-
Notifications
You must be signed in to change notification settings - Fork 26
Description
Hi,
I trained a CNN using OpenSoundscape without explicitly specifying the sample rate.
The original audio recordings were sampled at 22,050 Hz, and I assumed this was also the sample rate used internally during training.
However, during inference I observed that the model performs more stably and with fewer false positives when audio is resampled to 8,000 Hz, even though training was done on 22,050 Hz data.
This raises a few questions:
What is the default sample rate used by OpenSoundscape when sample_rate (or sr) is not explicitly specified?
Is there any implicit resampling step during audio loading or preprocessing (e.g. via librosa)?
How can I verify the effective sample rate actually used by a trained model (e.g. stored in the preprocessor or dataset configuration)?
For context, this is a bioacoustic detection task (wolf howls), where most relevant information lies at relatively low frequencies.
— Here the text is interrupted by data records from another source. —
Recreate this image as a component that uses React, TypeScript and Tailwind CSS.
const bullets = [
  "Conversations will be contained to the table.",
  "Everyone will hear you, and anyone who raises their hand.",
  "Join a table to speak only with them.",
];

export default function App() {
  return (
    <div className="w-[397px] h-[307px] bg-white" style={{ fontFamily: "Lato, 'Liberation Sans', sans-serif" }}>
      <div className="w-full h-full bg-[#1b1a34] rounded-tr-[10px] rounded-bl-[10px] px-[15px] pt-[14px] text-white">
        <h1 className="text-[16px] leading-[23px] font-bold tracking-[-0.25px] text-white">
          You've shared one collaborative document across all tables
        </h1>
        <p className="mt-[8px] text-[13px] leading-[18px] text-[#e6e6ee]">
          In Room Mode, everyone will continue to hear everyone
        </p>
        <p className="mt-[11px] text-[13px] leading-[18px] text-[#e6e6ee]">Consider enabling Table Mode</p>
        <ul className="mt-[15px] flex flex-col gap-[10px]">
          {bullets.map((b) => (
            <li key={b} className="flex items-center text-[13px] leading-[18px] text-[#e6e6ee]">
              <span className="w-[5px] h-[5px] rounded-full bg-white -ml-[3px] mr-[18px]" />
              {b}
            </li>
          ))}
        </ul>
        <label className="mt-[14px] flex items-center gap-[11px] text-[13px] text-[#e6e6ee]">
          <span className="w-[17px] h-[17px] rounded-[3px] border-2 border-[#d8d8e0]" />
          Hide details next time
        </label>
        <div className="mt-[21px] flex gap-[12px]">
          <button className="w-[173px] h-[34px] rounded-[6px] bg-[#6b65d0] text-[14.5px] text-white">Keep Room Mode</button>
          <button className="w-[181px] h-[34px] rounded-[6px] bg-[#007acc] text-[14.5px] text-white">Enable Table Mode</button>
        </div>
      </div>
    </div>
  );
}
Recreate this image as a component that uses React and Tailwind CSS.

The improved performance at 8 kHz may therefore be biologically meaningful, but I would like to better understand whether this behavior is expected from OpenSoundscape’s preprocessing pipeline.
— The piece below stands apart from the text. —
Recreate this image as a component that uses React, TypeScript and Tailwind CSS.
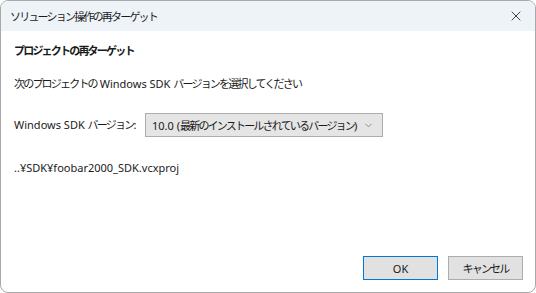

In addition, this is a binary classification problem (wolf vs. not-wolf).
I would like to ask whether, in OpenSoundscape, it is preferable to use a sigmoid output with binary cross-entropy or a softmax output with categorical cross-entropy for this type of task, and whether this choice has any interaction with probability calibration or thresholding during inference.
Thanks in advance for any clarification.